Transpose Matrix#
Problem statement#
[1]You are given a 2D integer array matrix, and your objective is to find the transpose of the given matrix.
The transpose of a matrix involves flipping the matrix over its main diagonal, effectively swapping its row and column indices.
\[\begin{equation*}
\begin{bmatrix}
1 & 2 & 3 \\
4 & 5 & 6 \\
7 & 8 & 9
\end{bmatrix}
\longrightarrow
\begin{bmatrix}
1 & 4 & 7 \\
2 & 5 & 8 \\
3 & 6 & 9
\end{bmatrix}
\end{equation*}\]
Example 1#
Input: matrix = [[1,2,3],[4,5,6],[7,8,9]]
Output: [[1,4,7],[2,5,8],[3,6,9]]
Example 2#
Input: matrix = [[1,2,3],[4,5,6]]
Output: [[1,4],[2,5],[3,6]]
Constraints#
m == matrix.length.n == matrix[i].length.1 <= m, n <= 1000.1 <= m * n <= 10^5.-10^9 <= matrix[i][j] <= 10^9.
Solution#
Code#
#include <iostream>
#include <vector>
using namespace std;
vector<vector<int>> transpose(const vector<vector<int>>& matrix) {
// declare the transposed matrix mt of desired size, i.e.
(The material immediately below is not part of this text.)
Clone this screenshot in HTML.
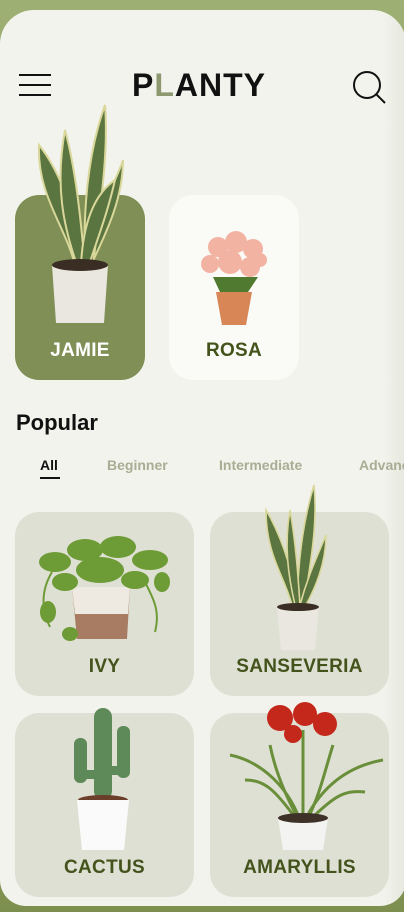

// mt's number of rows = matrix's number of columns
// mt's number of columns = matrix's number of rows
vector<vector<int>> mt(matrix[0].size(),
vector<int>(matrix.size()));
for (int i = 0; i < mt.size(); i++) {
for (int j = 0; j < mt[i].size(); j++) {
mt[i][j] = matrix[j][i];
}
}
return mt;
}
void printResult(const vector<vector<int>>& matrix) {
cout << "[";
for (auto& row : matrix) {
cout << "[";
for (int m : row) {
cout << m << ",";
}
cout << "]";
}
cout << "]\n";
}
int main() {
vector<vector<int>> matrix = {{1,2,3},{4,5,6},{7,8,9}};
auto result = transpose(matrix);
printResult(result);
matrix = {{1,2,3},{4,5,6}};
result = transpose(matrix);
printResult(result);
}
Output:
[[1,4,7,][2,5,8,][3,6,9,]]
[[1,4,][2,5,][3,6,]]
Complexity#
Runtime:
O(m*n), wherem = matrix.lengthandn = matrix[i].length.Extra space:
O(1).
Implementation note#
Note that the matrix might not be square, you cannot just swap the elements using for example the function std::swap.